How should we describe the flavour of coffee? First used in 1995 and redeveloped in 2016, the Speciality Coffee Association (SCA) coffee tastes flavour wheel was designed to give coffee professionals a common language to describe the flavours they were experiencing. You can find copies of the colourful wheel in many coffee shops, or sit at home and explore your coffee with it directly from the SCA’s website. Ideally it would help us to discuss different coffees, to compare and to consider which we find fruity, spicy or tasting of chocolate. But how common is our language really?

The wheel has come in for particular criticism for its cultural, or geographical, specificity given the global interest in good coffee. Flavours that are well known in North America may not be so common elsewhere. And so the wheel has been adapted to include more diverse flavour terms both in Taiwan (where terms include jujube and many other fruits) and in Indonesia (where there is a strong emphasis on spices). However, the problems go deeper than this. As a keen blackberry forager, I know that the flavour of blackberries is very variable, both between locations and depending on the time of year that you pick (during the first fruits of July or towards the end of the season in September/October). Nonetheless, ‘blackberry’, is a flavour referenced on the wheel. The developers of the wheel anticipated this problem and knew that we need to have a common understanding of the flavour ‘blackberry’ in order that it can be useful. They therefore referenced the flavour blackberry to one particular type of blackberry jam. This helps and serves as a good control, but only if we all know that ‘blackberry’ really refers to a type of blackberry jam.

The issue seems to go beyond the idea that people ‘don’t understand’ how the terms are meant to be used, it is more that we are using the terms in different ways. The issue is not confined to coffee, there are many examples in science too. The term ‘theory’ for example has a specific meaning within scientific practice that is different from that used in every-day language. For scientists a theory represents a description of the world that is backed by experiments and experimentally testable predictions. Anthropogenic climate change is a ‘theory’ backed by a large amount of evidence, it is our best way of understanding what is going on with the climate. Here ‘theory’ means ‘what we think is really happening’. It is very far from the idea of ‘theory’ found even in the dictionary where one definition is of “a speculative (esp. fanciful) view”. And this gives us a problem because if we talk scientifically of a ‘theory’, as how we think the world is working, we may be heard by others as if we are just making these wild ideas up and, a few years down the line, a new theory will take this one’s place. Indeed, some scientists have argued that the problem has got so bad, we should just get rid of terms such as ‘theory’ altogether.
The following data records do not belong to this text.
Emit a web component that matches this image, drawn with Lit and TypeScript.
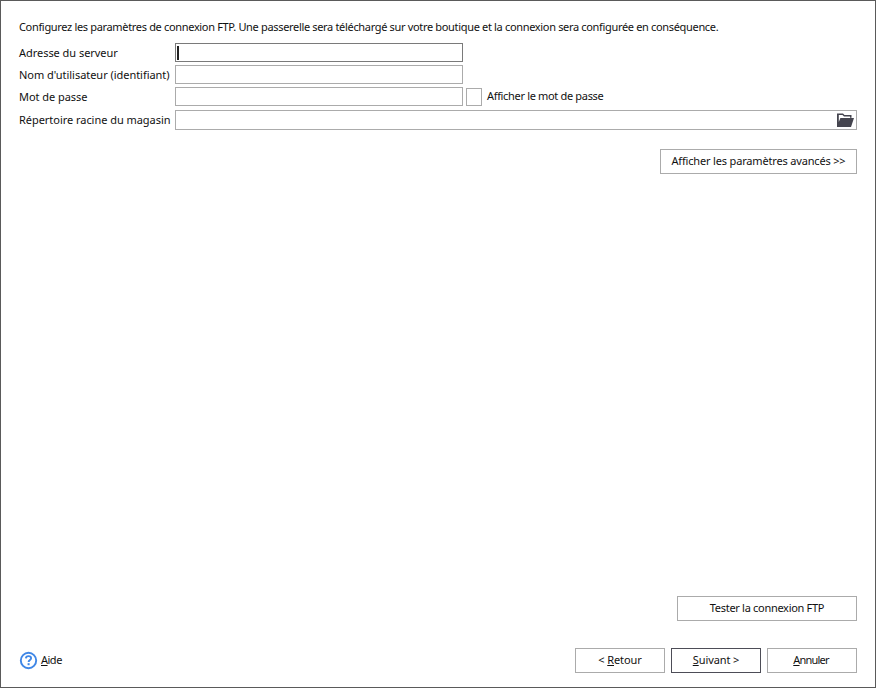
import { LitElement, html, css } from "lit";
import { customElement } from "lit/decorators.js";

@customElement("app-root")
export class AppRoot extends LitElement {
  static styles = css`
    :host { display: block; }
    .win {
      box-sizing: border-box; width: 876px; height: 688px; background: #fff;
      border: 1px solid #5a5a5a;
      padding: 18px 18px 14px 18px;
      display: flex; flex-direction: column;
      font-family: "Noto Sans", sans-serif; font-size: 11px; color: #111;
    }
    .intro { height: 15px; line-height: 15px; white-space: nowrap; letter-spacing: -0.33px; margin-bottom: 9px; }
    .form { display: flex; flex-direction: column; }
    .row { display: flex; align-items: center; height: 19px; margin-bottom: 3px; }
    .row.last { height: 20px; margin-top: 1px; margin-bottom: 0; }
    .lbl { width: 156px; flex: none; white-space: nowrap; letter-spacing: -0.04px; padding-bottom: 1px; box-sizing: border-box; }
    .input { box-sizing: border-box; width: 288px; height: 100%; border: 1px solid #ababab; background: #fff; flex: none; }
    .input.focus { border-color: #7a7a7a; position: relative; }
    .caret { position: absolute; left: 1px; top: 2px; width: 2px; height: 14px; background: #222; }
    .check { box-sizing: border-box; width: 16px; height: 18px; border: 1px solid #ababab; margin-left: 3px; flex: none; }
    .chk-lbl { margin-left: 5px; white-space: nowrap; letter-spacing: -0.33px; padding-bottom: 2px; }
    .browse { box-sizing: border-box; flex: 1; height: 100%; border: 1px solid #ababab; display: flex; align-items: center; justify-content: flex-end; padding-right: 2px; }
    .btn { box-sizing: border-box; height: 25px; border: 1px solid #ababab; background: #fff; display: flex; align-items: center; justify-content: center; white-space: nowrap; flex: none; padding-bottom: 2px; letter-spacing: -0.3px; }
    .btn.primary { border-color: #4d4d57; }
    .adv-row { display: flex; justify-content: flex-end; margin-top: 19px; }
    .adv { width: 197px; letter-spacing: -0.17px; }
    .spacer { flex: 1; }
    .test-row { display: flex; justify-content: flex-end; margin-bottom: 27px; }
    .test { width: 180px; }
    .foot { display: flex; align-items: center; gap: 6px; }
    .help { display: flex; align-items: center; gap: 3px; }
    .help span { padding-bottom: 2px; letter-spacing: -0.5px; }
    .actions { margin-left: auto; display: flex; gap: 6px; }
    .act { width: 90px; letter-spacing: -0.1px; }
    .act.tight { letter-spacing: -0.8px; padding-right: 2px; }
    u { text-underline-offset: 1px; }
    svg { display: block; flex: none; }
  `;

  render() {
    return html`<div class="win">
      <div class="intro">Configurez les paramètres de connexion FTP. Une passerelle sera téléchargé sur votre boutique et la connexion sera configurée en conséquence.</div>
      <div class="form">
        <div class="row"><span class="lbl">Adresse du serveur</span><div class="input focus"><span class="caret"></span></div></div>
        <div class="row"><span class="lbl">Nom d'utilisateur (identifiant)</span><div class="input"></div></div>
        <div class="row"><span class="lbl">Mot de passe</span><div class="input"></div><div class="check"></div><span class="chk-lbl">Afficher le mot de passe</span></div>
        <div class="row last"><span class="lbl">Répertoire racine du magasin</span><div class="browse">
          <svg width="17" height="14" viewBox="0 0 17 14"><path d="M0 0.5H6L7.5 2H14.5V4.8H13V3.4H7L5.5 2H1.8V9L3.4 5H17L14 14H0Z" fill="#45454f"/></svg>
        </div></div>
      </div>
      <div class="adv-row"><div class="btn adv">Afficher les paramètres avancés &gt;&gt;</div></div>
      <div class="spacer"></div>
      <div class="test-row"><div class="btn test">Tester la connexion FTP</div></div>
      <div class="foot">
        <div class="help">
          <svg width="19" height="19" viewBox="0 0 19 19"><circle cx="9.5" cy="9.5" r="7.7" fill="none" stroke="#3f87e6" stroke-width="1.9"/><path d="M6.9 7.4C7 5.9 8.1 5.1 9.5 5.1C11 5.1 12.1 6 12.1 7.3C12.1 8.9 9.6 9.1 9.6 11" fill="none" stroke="#3f87e6" stroke-width="1.9"/><rect x="8.6" y="12.2" width="2" height="2" fill="#3f87e6"/></svg>
          <span><u>A</u>ide</span>
        </div>
        <div class="actions">
          <div class="btn act"><span>&lt; <u>R</u>etour</span></div>
          <div class="btn act primary"><span><u>S</u>uivant &gt;</span></div>
          <div class="btn act tight"><span><u>A</u>nnuler</span></div>
        </div>
      </div>
    </div>`;
  }
}
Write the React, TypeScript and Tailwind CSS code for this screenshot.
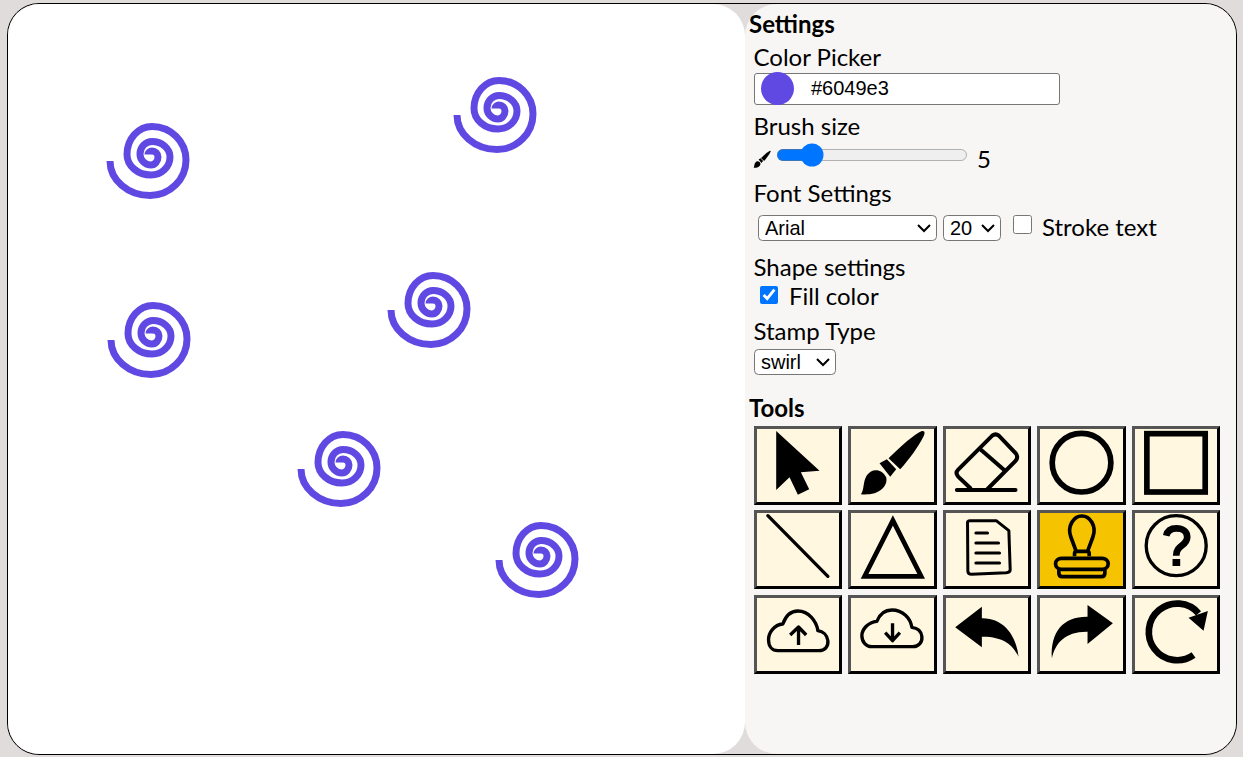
import React from 'react';

const swirlSpots = [
  'left-[92px] top-[111px]',
  'left-[439px] top-[65px]',
  'left-[93px] top-[290px]',
  'left-[373px] top-[260px]',
  'left-[283px] top-[419px]',
  'left-[481px] top-[510px]',
];

function Swirl({ spot }: { spot: string }) {
  return (
    <svg className={`absolute ${spot} w-[100px] h-[90px] blur-[0.4px]`} viewBox="100 115 100 90" fill="none" stroke="#6049e3" strokeWidth="7">
      <path d="M110 161 A40 34.5 0 0 0 150 195.5 A36 35.5 0 0 0 186 160 A34 33.5 0 0 0 152 126.5 A25 28 0 0 0 127 154.5 A24 20.5 0 0 0 151 175 A19 18 0 0 0 170 157 A18 15.5 0 0 0 152 141.5 A12 12.5 0 0 0 140 154 A11 11 0 0 0 151 165 A7 8 0 0 0 158 157 A6 6 0 0 0 152 151 A4 3.5 0 0 0 148 154.5" />
    </svg>
  );
}

// brush shape is used twice, in the tool button and next to the size slider
const brushPaths = (
  <>
    <path d="M112 88 C150 50 190 15 212 6 C222 4 222 14 216 24 C200 55 175 90 147 121 Z" />
    <path d="M85 103 L107 91 L135 121 L117 143 Z" />
    <path d="M29 196 C42 180 32 145 58 128 C75 118 95 125 105 145 C110 165 95 185 70 193 C55 197 40 197 29 196 Z" />
  </>
);

const icons: React.ReactNode[] = [
  <path key="c" d="M57 6 L187 125 L131 130 L156 181 L122 197 L97 145 L57 183 Z" fill="#000" />,
  <g key="b" fill="#000">{brushPaths}</g>,
  <g key="e" fill="none" stroke="#000" strokeWidth="12" strokeLinecap="round">
    <path d="M72 177 L36 143 Q26 132 36 122 L138 20 Q148 12 158 20 L208 72 Q218 84 208 96 L124 180" />
    <path d="M105 63 L174 123" />
    <path d="M32 183 L208 183" />
  </g>,
  <circle key="o" cx="124" cy="101" r="88" fill="none" stroke="#000" strokeWidth="17" />,
  <rect key="s" x="35" y="14" width="175" height="175" fill="none" stroke="#000" strokeWidth="17" />,
  <path key="l" d="M32 8 L212 190" stroke="#000" strokeWidth="10" strokeLinecap="round" />,
  <path key="t" d="M125 22 L210 190 L40 190 Z" fill="none" stroke="#000" strokeWidth="14" />,
  <g key="d" fill="none" stroke="#000" strokeWidth="9" strokeLinecap="round" strokeLinejoin="round">
    <path d="M64 32 Q62 23 72 23 L150 23 L188 53 L192 170 Q192 178 180 179 L76 184 Q66 184 65 175 Z" />
    <path d="M89 60 H124 M89 90 H157 M89 120 H160 M89 150 H160" />
  </g>,
  <g key="st" fill="none" stroke="#000" strokeWidth="11" strokeLinejoin="round">
    <path d="M108 115 L92 72 C80 40 100 9 125 9 C150 9 170 40 158 72 L142 115" />
    <path d="M103 130 V122 Q103 115 110 115 H140 Q147 115 147 122 V130" />
    <rect x="46" y="136" width="158" height="33" rx="18" />
    <path d="M56 169 V180 Q56 191 66 191 H184 Q194 191 194 180 V169" />
  </g>,
  <g key="h">
    <circle cx="123" cy="98" r="90" fill="none" stroke="#000" strokeWidth="10" />
    <path d="M93 68 C97 50 112 46 124 46 C142 46 156 56 156 72 C156 100 123 95 123 128" fill="none" stroke="#000" strokeWidth="20" />
    <rect x="112" y="138" width="23" height="21" fill="#000" />
  </g>,
  <g key="u" fill="none" stroke="#000" strokeWidth="10" strokeLinejoin="round">
    <path d="M62 158 H185 C203 158 214 145 212 128 C210 112 198 100 182 98 C178 70 155 39 122 39 C100 39 85 55 77 78 C50 80 34 105 34 125 C34 145 45 158 62 158 Z" />
    <path d="M124 141 V90 M99 111 L124 87 L147 111" />
  </g>,
  <g key="dl" fill="none" stroke="#000" strokeWidth="10" strokeLinejoin="round">
    <path d="M62 146 H185 C203 146 214 132 212 115 C210 100 198 90 182 88 C178 60 155 36 122 36 C100 36 85 50 77 70 C50 72 32 95 32 113 C32 132 45 146 62 146 Z" />
    <path d="M124 76 V124 M102 104 L124 128 L146 104" />
  </g>,
  <path key="un" d="M27 88 L107 26 L107 61 C170 60 210 110 217 176 C200 140 170 115 107 116 L107 148 Z" fill="#000" />,
  <path key="re" d="M218 76 L142 21 L142 56 C70 55 30 100 35 181 C45 135 75 100 142 101 L142 138 Z" fill="#000" />,
  <g key="rl">
    <path d="M175 171 A85 85 0 1 1 190 46" fill="none" stroke="#000" strokeWidth="20" />
    <path d="M218 39 L205 98 L160 59 Z" fill="#000" />
  </g>,
];

const arial = 'font-["Liberation_Sans",Arial,sans-serif] text-[20px] leading-none';
// selects are native ones scaled up by 1.5, same as the slider
const selectBox = 'font-["Liberation_Sans",Arial,sans-serif] text-[13.333px] [zoom:1.5] h-[17.33px] bg-white text-black border border-[#767676] rounded-[3px]';

export default function App() {
  return (
    <div className="h-[757px] w-[1243px] overflow-hidden bg-[#e0dcdb] pt-[3px] pl-[7px]">
      <div className="flex h-[752px] w-[1230px] rounded-[32px] border border-black font-['Lato',sans-serif] text-black">
        <div className="relative w-[737px] h-full rounded-[32px] bg-white">
          {swirlSpots.map((spot) => (
            <Swirl key={spot} spot={spot} />
          ))}
        </div>

        <div className="flex-1 h-full rounded-[32px] bg-[#f8f6f4] pl-[4px] pt-[5px] text-[24px] leading-[29px]">
          <h2 className="font-bold">Settings</h2>

          <div className="pl-[5px] pt-[4px]">
            <div className="-ml-[0.5px]">Color Picker</div>
            <div className="relative mt-[2px] flex h-[32px] w-[306px] items-center rounded-[3px] border border-[#767676] bg-white pb-[2px] pl-[56px]">
              <span className="absolute left-[6px] top-[-2px] h-[33px] w-[33px] rounded-full bg-[#6049e3]" />
              <span className={arial}>#6049e3</span>
            </div>

            <div className="-ml-[0.5px] mt-[6px]">Brush size</div>
            <div className="-ml-[0.5px] flex h-[30px] items-center">
              <svg className="-ml-[3px] mt-[10px] h-[20px] w-[22px]" viewBox="0 0 246 219" fill="#000">{brushPaths}</svg>
              <input type="range" min={0} max={35} defaultValue={5} className="ml-[2.33px] w-[128px] [zoom:1.5]" />
              <span className="ml-[9px] mt-[6px]">5</span>
            </div>

            <div className="-ml-[0.5px] mt-[8px]">Font Settings</div>
            <div className="mt-[8px] flex h-[26px] items-center pl-[4px]">
              <select className={`${selectBox} w-[119.33px]`} defaultValue="Arial">
                <option>Arial</option>
              </select>
              <select className={`${selectBox} ml-[4px] w-[38.67px]`} defaultValue="20">
                <option>20</option>
              </select>
              <input type="checkbox" className="mb-[8px] ml-[12px] h-[19px] w-[19px]" />
              <span className="mb-[4px] ml-[10px]">Stroke text</span>
            </div>

            <div className="-ml-[0.5px] mt-[11px]">Shape settings</div>
            <div className="flex items-center pl-[6px]">
              <input type="checkbox" defaultChecked className="mb-[2px] h-[18px] w-[18px]" />
              <span className="ml-[11px]">Fill color</span>
            </div>

            <div className="-ml-[0.5px] mt-[6px]">Stamp Type</div>
            <select className={`${selectBox} mt-[2.67px] block w-[54.67px]`} defaultValue="swirl">
              <option>swirl</option>
            </select>
          </div>

          <h2 className="mt-[18px] font-bold">Tools</h2>
          <div className="ml-[5px] mt-[4px] grid w-[466px] grid-cols-5 gap-x-[6px] gap-y-[5.5px]">
            {icons.map((icon, i) => (
              <button
                key={i}
                className={`h-[79px] border-[3px] border-t-[#555] border-l-[#555] border-r-black border-b-black ${i === 8 ? 'bg-[#f5c300]' : 'bg-[#fff7df]'}`}
              >
                <svg className="block h-full w-full" viewBox="0 0 246 219">
                  {icon}
                </svg>
              </button>
            ))}
          </div>
        </div>
      </div>
    </div>
  );
}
There are some words that we do not understand or deliberately use in ambiguous ways. There are however many words that we use which do not mean the same thing to another group of people. (Sign at White Mulberries, 2015)

It is not an issue easily solved by education, because education can imply that one group (which is typically not ‘us’) needs to be informed about the correct meaning of the word. Indeed, the issue is not that one group does not understand the correct meaning, the issue is that we are using different languages while utilising the same words. Another word that demonstrates this point is ‘strength’*. The dictionary has ‘strength’ as ‘being strong’ and strong as “having power of resistance, not easily broken or torn or worn…. tough, healthy, firm, solid….” This comes close to how the word may be used in a scientific context as ‘tensile strength’, which is the amount of load (force) that a material can support without fracture. You can also see how the word could be understood within the world of coffee as the amount of total dissolved solids in a particular brew. Nonetheless, both of these are different from how the word is used in English and can be applied to coffee as being about the degree of roast of a coffee.

If it were just a question of occasional misunderstandings this may be tolerable but once again, things become more complicated as we look deeper. As alluded to with the ‘climate change theory’, it can have consequences for our behaviour: are we likely to make the changes needed if we can convince ourselves, on one level at least, that climate change is just a theory? But with other fields, it can also have an effect on our emotional response to a story. The term ‘migrant’ and ‘migration’ refers only to movement of persons within geography. The term can apply to international movement or even to movement within a country or region. Importantly, within a geographical context, the term is “value neutral”; it is merely a descriptive term. We do not have to look too far in the reporting around us to find that the word ‘migrant’ in particular is not taken to be value neutral within common usage. This is a difference in usage that could have profound political and ethical repercussions.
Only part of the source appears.